Vieux, enfants, jeunes filles ou adultes déambulent à travers les rues, places publiques, ou se rendent dans les gares routières, marchés, parkings pour voitures et autres lieux publics, pour demander l’aumône.
Cependant, il faut savoir que la plupart des mendiants qui envahissent les trottoirs, pour tendre la main aux passants, s’adonnent à cette pratique non pas par nécessité mais souvent par habitude lucrative.
On retrouve cette mère de famille qui traîne derrière elle des enfants, souvent en bas âge et qui passent la journée à dormir, après avoir, dit-on, ingurgité du sirop soporifique, offrant ainsi une image de peine dans le but d’apitoyer les passants.
Parfois même, ces enfants seraient «loués» pour la journée, moyennant une somme qui tournerait entre 500 et 800 DA, par des cercles qui se seraient spécialisés dans ce créneau qu’est la mendicité.

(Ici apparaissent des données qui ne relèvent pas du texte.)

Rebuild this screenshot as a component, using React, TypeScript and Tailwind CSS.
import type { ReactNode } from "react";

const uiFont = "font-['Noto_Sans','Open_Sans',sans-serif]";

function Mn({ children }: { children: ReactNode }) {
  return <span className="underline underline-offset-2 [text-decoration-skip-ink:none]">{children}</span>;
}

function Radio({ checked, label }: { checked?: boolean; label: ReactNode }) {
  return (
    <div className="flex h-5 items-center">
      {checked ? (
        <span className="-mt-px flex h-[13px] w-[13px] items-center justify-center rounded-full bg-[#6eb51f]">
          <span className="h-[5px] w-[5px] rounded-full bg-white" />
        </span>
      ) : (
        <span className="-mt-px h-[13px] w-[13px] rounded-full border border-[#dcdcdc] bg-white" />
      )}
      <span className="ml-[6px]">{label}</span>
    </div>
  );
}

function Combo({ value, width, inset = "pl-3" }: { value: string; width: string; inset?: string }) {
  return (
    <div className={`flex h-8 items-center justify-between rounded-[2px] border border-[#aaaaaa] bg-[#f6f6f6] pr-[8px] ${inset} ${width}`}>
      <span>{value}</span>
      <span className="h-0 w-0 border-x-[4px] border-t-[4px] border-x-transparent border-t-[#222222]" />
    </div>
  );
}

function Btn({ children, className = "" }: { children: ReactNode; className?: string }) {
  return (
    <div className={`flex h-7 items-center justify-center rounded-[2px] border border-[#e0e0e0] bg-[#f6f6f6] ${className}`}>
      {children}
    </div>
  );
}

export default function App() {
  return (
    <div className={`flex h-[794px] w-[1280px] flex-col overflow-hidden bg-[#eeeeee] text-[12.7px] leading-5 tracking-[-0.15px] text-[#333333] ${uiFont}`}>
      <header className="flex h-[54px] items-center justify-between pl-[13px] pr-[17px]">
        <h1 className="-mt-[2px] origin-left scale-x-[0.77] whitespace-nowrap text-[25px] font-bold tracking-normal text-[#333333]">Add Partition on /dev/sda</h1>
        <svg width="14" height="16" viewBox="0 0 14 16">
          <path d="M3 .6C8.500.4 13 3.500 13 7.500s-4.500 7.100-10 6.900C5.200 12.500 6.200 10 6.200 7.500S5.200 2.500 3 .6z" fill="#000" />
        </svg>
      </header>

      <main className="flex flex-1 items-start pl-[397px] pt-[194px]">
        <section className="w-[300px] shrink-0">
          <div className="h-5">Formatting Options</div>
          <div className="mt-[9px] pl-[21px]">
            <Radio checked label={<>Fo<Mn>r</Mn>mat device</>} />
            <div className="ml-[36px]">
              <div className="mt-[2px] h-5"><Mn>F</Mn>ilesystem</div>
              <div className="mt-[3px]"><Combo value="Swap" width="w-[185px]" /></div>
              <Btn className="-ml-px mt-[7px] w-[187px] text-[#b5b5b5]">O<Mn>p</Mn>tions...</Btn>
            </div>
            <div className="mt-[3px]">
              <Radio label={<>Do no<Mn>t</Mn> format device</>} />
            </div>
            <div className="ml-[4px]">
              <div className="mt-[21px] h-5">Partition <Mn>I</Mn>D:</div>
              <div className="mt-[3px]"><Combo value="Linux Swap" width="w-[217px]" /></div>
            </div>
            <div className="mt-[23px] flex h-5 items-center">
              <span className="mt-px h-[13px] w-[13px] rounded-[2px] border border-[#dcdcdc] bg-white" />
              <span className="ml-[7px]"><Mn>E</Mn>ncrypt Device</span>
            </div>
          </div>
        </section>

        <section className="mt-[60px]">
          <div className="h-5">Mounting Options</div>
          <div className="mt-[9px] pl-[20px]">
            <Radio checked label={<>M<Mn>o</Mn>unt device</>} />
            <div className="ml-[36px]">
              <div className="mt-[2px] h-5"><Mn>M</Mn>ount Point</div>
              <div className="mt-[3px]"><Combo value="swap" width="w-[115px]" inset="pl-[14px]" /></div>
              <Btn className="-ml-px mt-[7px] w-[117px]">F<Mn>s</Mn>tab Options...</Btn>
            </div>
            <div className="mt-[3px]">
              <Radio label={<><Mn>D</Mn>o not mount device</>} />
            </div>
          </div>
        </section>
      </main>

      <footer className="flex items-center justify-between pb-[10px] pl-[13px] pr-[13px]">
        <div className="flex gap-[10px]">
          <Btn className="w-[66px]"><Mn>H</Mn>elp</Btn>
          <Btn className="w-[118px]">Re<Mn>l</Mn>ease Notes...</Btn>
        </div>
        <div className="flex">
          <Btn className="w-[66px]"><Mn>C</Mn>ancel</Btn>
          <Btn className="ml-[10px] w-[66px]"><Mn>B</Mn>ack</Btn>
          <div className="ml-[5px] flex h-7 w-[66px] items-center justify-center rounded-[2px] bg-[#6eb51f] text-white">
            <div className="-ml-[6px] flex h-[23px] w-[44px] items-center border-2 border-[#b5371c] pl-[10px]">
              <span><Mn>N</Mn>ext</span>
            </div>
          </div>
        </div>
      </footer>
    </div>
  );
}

Il y a ensuite ces gamins qui se postent au niveau des grands carrefours, à quelques mètres des feux tricolores, c’est-à-dire là où les voitures marquent un arrêt momentané, pour « charger » les conducteurs et autres passagers en les implorant de leur donner quelques pièces.

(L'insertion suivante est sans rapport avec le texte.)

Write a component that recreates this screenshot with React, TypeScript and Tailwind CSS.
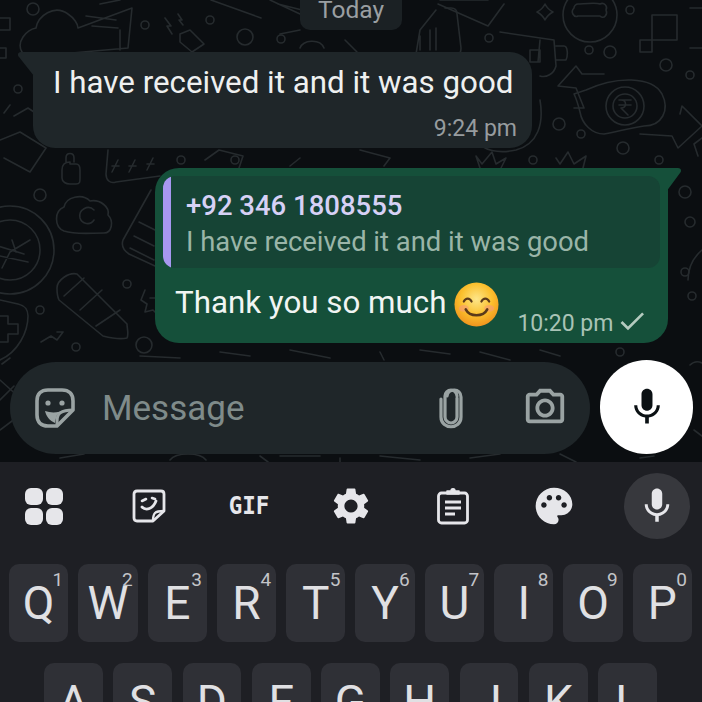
import React from 'react';
import { MdMic, MdOutlineCameraAlt, MdPalette, MdSettings, MdCheck } from 'react-icons/md';

const ROW_ONE = [
  ['Q', '1'], ['W', '2'], ['E', '3'], ['R', '4'], ['T', '5'],
  ['Y', '6'], ['U', '7'], ['I', '8'], ['O', '9'], ['P', '0'],
];
const ROW_TWO = ['A', 'S', 'D', 'F', 'G', 'H', 'J', 'K', 'L'];

const DOT_CIRCLES = [
  [33, 9, 6], [145, 25, 4], [210, 20, 4], [245, 37, 8], [281, 39, 4], [18, 89, 4],
  [181, 160, 4], [235, 160, 4], [40, 195, 6], [77, 247, 4], [127, 284, 4], [40, 310, 4],
  [76, 347, 4], [144, 345, 8], [589, 50, 4], [610, 52, 6], [666, 65, 6], [690, 75, 4],
  [559, 124, 6], [581, 134, 4], [623, 148, 6], [659, 160, 4], [630, 10, 4], [489, 38, 4],
  [685, 192, 6], [690, 222, 5], [685, 272, 4], [692, 296, 4], [533, 160, 4], [620, 352, 4],
];

const Doodles = () => (
  <svg className="absolute inset-0" width="702" height="462" viewBox="0 0 702 462" fill="none" stroke="#262b2e" strokeWidth="1.6" strokeLinecap="round" strokeLinejoin="round">
    {DOT_CIRCLES.map(([cx, cy, r], i) => (
      <circle key={i} cx={cx} cy={cy} r={r} />
    ))}
    {/* top left: squares, heart, gift */}
    <path d="M0 18h10v12H0M0 48h6v10H0" />
    <path d="M22 52c-6-10 4-22 14-24 2-12 18-24 32-14 6 4 10 10 10 14M78 28l54-20-4 40-90 8M86 16l30 4M92 26l26 2M120 30v20M100 4l20-4" />
    {/* bolts and plug */}
    <path d="M165 18l6 8-4 0 5 8M178 14l4 6-3 0 4 5M180 34l10-4 14 14-12 8-12-10z" />
    <path d="M211 0l50 18M270 0l30 14M278 4l24 6M300 30l-20 4" />
    <path d="M300 48c2-8 20-10 24 0M345 40l12 12" />
    {/* left edge card */}
    <path d="M10 105l-6 8M14 116l14-8 6 4 8-6M0 140l20-8 26 16-16 24-26-14" />
    <path d="M70 162c-6 0-8 4-8 8v8c0 4 4 6 8 6h6c4 0 4-2 4-6v-8c0-4-2-6-4-6h-6zM66 162v-4c0-6 8-6 8 0v4" />
    <path d="M108 150l-2 24c0 6 4 10 10 8l44-6M118 160l-6 12M112 166h7M135 160l-6 12M129 166h7M153 158l-6 12M147 164h7" />
    {/* cloud */}
    <path d="M64 231c-10-4-10-20 0-24 2-10 18-14 26-6 10-2 20 6 18 14 6 6 4 18-4 18-14 0-28 2-40-2z" />
    <path d="M94 210c-6-6-16 0-14 8 2 6 10 8 14 2" />
    {/* coin */}
    <circle cx="10" cy="250" r="44" />
    <circle cx="10" cy="250" r="30" />
    <path d="M30 240l-20 12-8 16M12 240l4 12M-2 246l26 8M0 256l28 6" />
    {/* pencil */}
    <path d="M57 288c0-8 12-16 20-14l50 50c0 4 2 10 0 14-8 2-16 0-24-2l-44-36c-2-4-2-8-2-12zM64 296l20-18M80 310l22-20M96 326l24-16" />
    {/* triangle wedge */}
    <path d="M151 190l-28 50c-2 6 0 10 6 14l26 12M139 222l16 8M134 236l20 10M130 248l24 12" />
    <path d="M145 290l-4 10 6 4-2 8 8-2 6 6M150 298l6 0" />
    {/* shield and trend */}
    <path d="M0 300l18 4c8 2 10 6 10 12 0 16-10 36-28 44M0 316h8v8h10v10H8v8H0" />
    <path d="M41 342l10-6 6 4 6-8-6 0" />
    {/* between first bubble and second */}
    <path d="M205 160l14-10 24 6-4 12M360 150l30 8-6 8M300 158l-10 8" />
    <path d="M480 168l-4-12 6 8 10-12 4 12 10-6-6 12" />
    {/* top right */}
    <circle cx="590" cy="15" r="27" />
    <path d="M574 8c-4 4 0 10 4 8l22 0c4 4 8-2 6-6 2-4-2-8-6-6-4-2-18 0-22 0-2 0-4 2-4 4z" />
    <path d="M537 12c4-2 6-4 8-8 2 4 4 6 8 8-4 2-6 4-8 8-2-4-4-6-8-8z" />
    <path d="M640 40h37V15h-25v37h-12zM690 8h14M690 48h12" />
    <path d="M445 8l6 0c4 0 6 2 6 6l4 34c0 8-6 10-10 8M416 54l4-24 16-20M430 50V30M420 50V36M436 50V28" />
    <path d="M440 0l48-0M438 4l50 22 16-22" />
    <path d="M500 32l54 8 2 26c-2 8-10 12-16 10M540 40l-2 22M530 50h10v12h-10zM556 46h8c4 0 4 10 2 14h-10" />
    <path d="M540 100c4 24-2 44-24 50-18 4-34 0-36-8" />
    {/* rupee blob and arrows */}
    <path d="M586 90c30-14 66-14 76 4 8 16 0 32-18 32-14 2-28 6-40 8-12 0-22-10-24-22-2-8-4-14-6-18z" />
    <circle cx="625" cy="106" r="19" />
    <circle cx="625" cy="106" r="12" />
    <path d="M619 100h12M619 105h12M621 100c6 0 6 8 0 8l7 7" />
    <path d="M576 88l-18-2 18-20 6 8h22M576 88l8 20-10 0" />
    <path d="M640 134l32 2 6 12 24-22-20-20-2 8" />
    <path d="M556 158l4 6 8-12 6 12 12-8-4 16" />
    <path d="M702 250a40 40 0 0 0-14 30M702 138l-8 6 4 12" />
    {/* lower strip */}
    <path d="M0 400l14-14M0 380l20 18M10 358l-8 6M0 430l16-12" />
    <path d="M140 356l40 2M220 352l30 4M290 350l40 8M380 352l4 8M420 350l30 4M480 352l30 8M540 350l20 6" />
    <path d="M60 458l24-4M170 460c6-8 30-8 36 0M260 456l8 6M280 456l40 0M340 458v4M380 456l40 4M470 458l30-4M560 454l16 8M640 458l14-2" />
    <path d="M690 365c4-4 8-4 12-2M694 430l8 6" />
  </svg>
);

const Tail = ({ d, className }: { d: string; className: string }) => (
  <svg className={className} width="16" height="24" viewBox="0 0 16 24">
    <path d={d} fill="currentColor" />
  </svg>
);

const StickerFace = () => (
  <svg width="42" height="42" viewBox="0 0 42 42" fill="none" stroke="#9aa3a3" strokeWidth="3.6" strokeLinejoin="round">
    <path d="M14 3h14c7 0 11 4 11 11v9L23 39h-9C7 39 3 35 3 28V14C3 7 7 3 14 3z" />
    <path d="M23 39c0-8 0-10 3-13 3-2 6-3 13-3" strokeWidth="3" />
    <path d="M11 24c6 2 12 2 22-1-2 2-8 3-10 5-1 3-2 6-2 8-5-2-9-7-10-12z" fill="#9aa3a3" stroke="none" />
    <circle cx="14" cy="16" r="2.6" fill="#9aa3a3" stroke="none" />
    <circle cx="28" cy="16" r="2.6" fill="#9aa3a3" stroke="none" />
  </svg>
);

const Clip = () => (
  <svg width="28" height="42" viewBox="0 0 28 42" fill="none" stroke="#9aa3a3" strokeWidth="3.2" strokeLinecap="round">
    <path d="M20 11v19a6 6 0 0 1-12 0V9a6 6 0 0 1 12 0" />
    <path d="M4 12v18c0 13 20 13 20 0V10c0-9-13-9-14-1" />
  </svg>
);

const GridIcon = () => (
  <div className="grid grid-cols-2 gap-[3px] w-[38px]">
    <span className="h-[17px] rounded-[6px] bg-[#e6e6ea]" />
    <span className="h-[17px] rounded-[6px] bg-[#e6e6ea]" />
    <span className="h-[17px] rounded-[6px] bg-[#e6e6ea]" />
    <span className="h-[17px] rounded-[6px] bg-[#e6e6ea]" />
  </div>
);

const NoteIcon = () => (
  <svg width="34" height="34" viewBox="0 0 34 34" fill="none" stroke="#e6e6ea" strokeWidth="2.8" strokeLinejoin="round">
    <path d="M5 2h24c1.500 0 3 1 3 3v17L21 32H5c-2 0-3-1-3-3V5c0-2 1-3 3-3z" />
    <path d="M21 32c0-4 0-6 2-8s5-2 9-2" strokeWidth="2.4" />
    <path d="M10 18c4 4 11 2 14-6" strokeWidth="2.8" strokeLinecap="round" />
    <path d="M10 12l4-2M20 9l3 1" strokeWidth="2.6" strokeLinecap="round" />
  </svg>
);

const ClipboardIcon = () => (
  <svg width="34" height="38" viewBox="0 0 34 38" fill="none" stroke="#e6e6ea" strokeWidth="2.8" strokeLinejoin="round">
    <rect x="2.500" y="6" width="29" height="30" rx="3" />
    <path d="M11 7V4h4c0-3 4-3 4 0h4v3z" fill="#e6e6ea" strokeWidth="1.5" />
    <path d="M9 15h16M9 21h16M9 27h10" strokeWidth="2.800" />
  </svg>
);

const Smile = () => (
  <svg width="45" height="45" viewBox="0 0 46 46">
    <defs>
      <radialGradient id="face" cx="50%" cy="38%" r="65%">
        <stop offset="0%" stopColor="#fde68a" />
        <stop offset="55%" stopColor="#fbc02d" />
        <stop offset="100%" stopColor="#ef8f1c" />
      </radialGradient>
    </defs>
    <circle cx="23" cy="23" r="22.500" fill="url(#face)" />
    <ellipse cx="10" cy="27" rx="5" ry="3.500" fill="#f59a7a" opacity="0.6" />
    <ellipse cx="36" cy="27" rx="5" ry="3.500" fill="#f59a7a" opacity="0.6" />
    <path d="M10 20c2-4 6-4 8 0M28 20c2-4 6-4 8 0" fill="none" stroke="#5b3a1a" strokeWidth="2.200" strokeLinecap="round" />
    <path d="M12 28c4 8 18 8 22 0" fill="none" stroke="#5b3a1a" strokeWidth="2.600" strokeLinecap="round" />
  </svg>
);

const Key = ({ letter, hint }: { letter: string; hint?: string }) => (
  <div className="relative h-[78px] rounded-[10px] bg-[#2f3036] flex items-center justify-center">
    <span className="text-[46px] leading-none font-normal text-[#e0e0e3] font-['Roboto',sans-serif] -mt-[1px]">{letter}</span>
    {hint && (
      <span className="absolute top-[5px] right-[5px] text-[19px] leading-[22px] text-[#c3c4c8] font-['Roboto',sans-serif]">{hint}</span>
    )}
  </div>
);

export default function App() {
  return (
    <div className="relative w-[702px] h-[702px] overflow-hidden bg-[#0b0e11] font-['Roboto',sans-serif]">
      <Doodles />

      <div className="relative flex flex-col h-[462px]">
        {/* Date chip */}
        <div className="self-center -mt-[4px] h-[34px] w-[102px] rounded-b-[10px] bg-[#1b2124] flex items-end justify-center pb-[7px]">
          <span className="text-[24.500px] leading-[26px] text-[#9a9fa2]">Today</span>
        </div>

        {/* Incoming */}
        <div className="relative mt-[22px] ml-[33px] w-[499px] h-[96px] rounded-[22px] rounded-tl-none bg-[#1f2629]">
          <Tail className="absolute -left-[15px] top-0 text-[#1f2629]" d="M16 0H3C0 0-1 3 1 5l15 19z" />
          <p className="pt-[12px] pl-[20px] text-[31.300px] leading-[38px] text-[#eef0f0] whitespace-nowrap">I have received it and it was good</p>
          <span className="absolute right-[15px] bottom-[5px] text-[23px] leading-[28px] text-[#979c9f]">9:24 pm</span>
        </div>

        {/* Outgoing reply */}
        <div className="relative mt-[20px] ml-[155px] w-[513px] h-[175px] rounded-[24px] rounded-tr-none bg-[#15503a] p-[8px] pb-0">
          <Tail className="absolute -right-[14px] top-0 text-[#15503a]" d="M0 0h12c3 0 4 3 2 5L0 24z" />
          <div className="flex h-[92px] rounded-[12px] bg-[#164435] overflow-hidden">
            <div className="w-[8px] bg-[#a798f0]" />
            <div className="pl-[15px] pt-[13px]">
              <div className="text-[27.500px] leading-[34px] font-medium text-[#d6d1f6]">+92 346 1808555</div>
              <div className="mt-[1px] text-[27.400px] leading-[36px] text-[#9ab5a8] whitespace-nowrap">I have received it and it was good</div>
            </div>
          </div>
          <div className="flex items-start pl-[12px] pt-[13px]">
            <span className="text-[31.300px] leading-[44px] text-[#f1f5f3] whitespace-nowrap">Thank you so much</span>
            <span className="ml-[8px] mt-[1px]"><Smile /></span>
            <span className="ml-[18px] mt-[29px] text-[23px] leading-[28px] text-[#a9c3b6] whitespace-nowrap">10:20 pm</span>
            <MdCheck className="ml-[3px] mt-[24px] text-[#b4cbbf]" size={32} />
          </div>
        </div>

        {/* Composer */}
        <div className="flex items-end mt-[17px] ml-[10px] gap-[10px]">
          <div className="flex items-center w-[580px] h-[92px] rounded-[46px] bg-[#1f2629] pl-[24px] pr-[22px]">
            <StickerFace />
            <span className="ml-[26px] text-[35px] leading-none text-[#7f8b8a]">Message</span>
            <span className="ml-auto"><Clip /></span>
            <MdOutlineCameraAlt className="ml-[57px] text-[#9aa3a3]" size={46} />
          </div>
          <div className="w-[93px] h-[94px] rounded-full bg-white flex items-center justify-center">
            <MdMic className="text-[#0b1114]" size={44} />
          </div>
        </div>
      </div>

      {/* Keyboard */}
      <div className="h-[240px] bg-[#1e1f24]">
        <div className="flex items-center h-[88px] mb-[14px] pl-[25px]">
          <GridIcon />
          <span className="ml-[69px]"><NoteIcon /></span>
          <span className="ml-[61px] w-[44px] flex justify-center text-[25px] font-black text-[#e6e6ea] font-['DejaVu_Sans_Mono',monospace] scale-x-90">GIF</span>
          <MdSettings className="ml-[58px] text-[#e6e6ea]" size={44} />
          <span className="ml-[63px]"><ClipboardIcon /></span>
          <MdPalette className="ml-[62px] text-[#e6e6ea]" size={44} />
          <div className="ml-[48px] w-[66px] h-[66px] rounded-full bg-[#37383d] flex items-center justify-center">
            <MdMic className="text-[#e6e6ea]" size={42} />
          </div>
        </div>
        <div className="grid grid-cols-10 gap-x-[10px] pl-[9px] pr-[10px]">
          {ROW_ONE.map(([letter, hint]) => (
            <Key key={letter} letter={letter} hint={hint} />
          ))}
        </div>
        <div className="grid grid-cols-9 gap-x-[10.500px] pl-[44px] pr-[45px] mt-[21px]">
          {ROW_TWO.map((letter) => (
            <Key key={letter} letter={letter} />
          ))}
        </div>
      </div>
    </div>
  );
}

Plusieurs fois, des querelles prennent forme entre des groupes de mendiants lorsque d’autres aspirants se pointent à l’endroit occupé par les habitués qui délimite leur territoire.
Il y a également les mendiants qui investissent les gares routières ou terminus de bus, là aussi de tout âge, généralement vêtus de loques, négligés et affichant un air de malades pour émouvoir les passagers, et qui n’hésitent pas à grimper dans les autocars même pour tenter d’arracher quelques sous.

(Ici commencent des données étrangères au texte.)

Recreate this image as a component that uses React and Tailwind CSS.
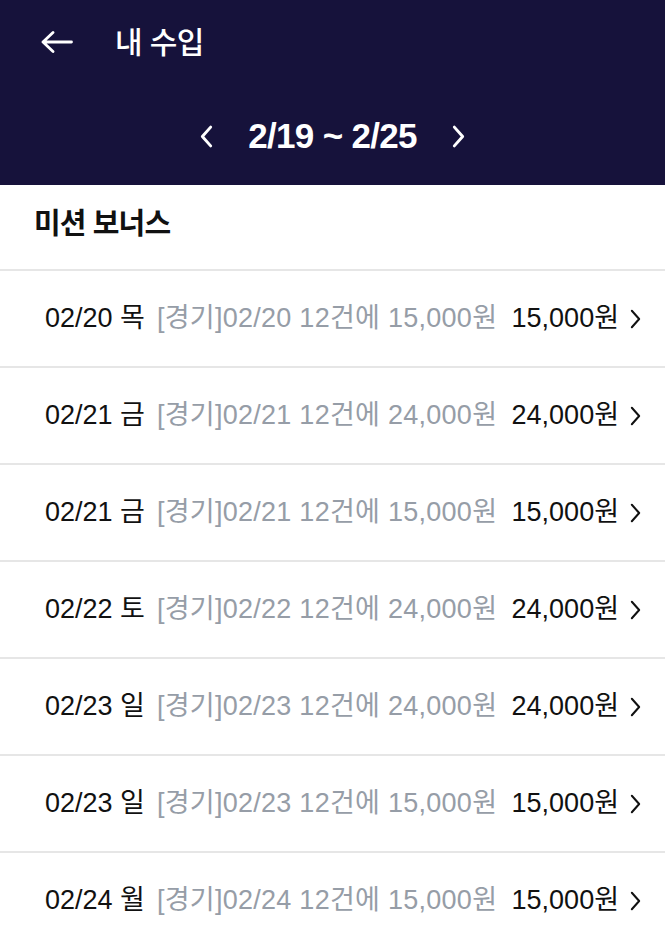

On retrouve aussi ceux qui se sont spécialisés dans la mendicité au niveau des cimetières où il n’est pas rare, depuis quelque temps, qu’ils vous abordent, même lors des enterrements.
Ce phénomène démontre, on ne peut mieux, que les âmes charitables ne savent plus à qui elles ont réellement à faire, en présence de personnes dont l’action de mendier est plus que douteuse.
Demander l’aumône aujourd’hui ne nécessite aucune qualification par rapport à autrefois où il était malaisé, même pour les plus démunis, de tendre la main pour tenter de recueillir quelques petites pièces nécessaires à l’achat du minimum vital, une baguette de pain par exemple.
Sur ce point précis, certains mendiants font dans l’innovation quant à l’attitude à adopter devant les gens, ou poussent l’effronterie jusqu’à réclamer certaines largesses, ce qui est nouveau.
B.S. Hadj, 43 ans, marchand de fruits et légumes dans un marché situé dans un quartier à l’est d’Oran, nous dira à ce sujet : «Depuis quelque temps, on assiste à des changements d’attitude chez des mendiants qui déambulent, à longueur de journée, dans ce marché.
En effet, certains d’entre eux ne se contentent plus de l’essentiel et vont jusqu’à demander aux clients de leur acheter des fruits, comme des oranges, des bananes, des pommes, etc., qui sont bien chers et que même nos habitués n’osent plus acheter.»
Pour G. Fatéma, 47 ans, divorcée et mère de deux enfants, rencontrée rue des Aurès, elle nous dira que mendier pour elle est le pire des châtiments mais qu’elle est obligée de le faire pour ses enfants, dont l’un est handicapé.
Elle fera cette remarque : «Je ne fais jamais la fine bouche lorsque l’on me donne quelques chose. Je demande le strict minimum, comme une pomme de terre ou une carotte, par exemple, à ceux qui achètent. Généralement, les gens sont généreux et m’offrent quelques légumes qui me permettent de faire à manger pour les miens durant la journée.
El-Hamdoullah ! J’espère surtout que ma fille réussira dans ses études pour ne pas avoir à vivre comme moi.»
Quant à C. Raffik, 38 ans, cadre dans une société privée, habitant à la cité USTO, il fera cette déclaration : «C’est devenu un métier rentable que de mendier, car cela n’exige aucune qualification, mais seulement du courage.
Franchement, on ne sait qui est vraiment dans le besoin ! Ce que je sais, c’est qu’il y a une bonne femme, d’un certain âge, qui se fait accompagner d’une adolescente et qui se pointe chaque jour sur le grand boulevard, en face des épiceries qui existent sur cet axe, et qui demande seulement du pain ou du lait.
J’ai eu souvent l’occasion de la croiser et de lui offrir des sachets de lait car, pour moi, le fait de quémander de la nourriture, au lieu de l’argent, est une preuve d’honnêteté.
Ce qui n’est malheureusement pas le cas de la grande majorité des mendiants.»
Face à la montée démesurée du chômage et le grand déficit enregistré en matière d’emploi, il ne reste que très peu de débouchés pour les jeunes et moins jeunes, surtout lorsqu’il s’agit de pères de famille.
Et, souvent, l’ultime moyen de rompre momentanément avec la misère est de tendre la main pour l’aumône, afin de ne pas chuter dans d’autres circuits tels que la débauche et la dépravation qui ne peuvent qu’aboutir à la destruction totale de l’être humain.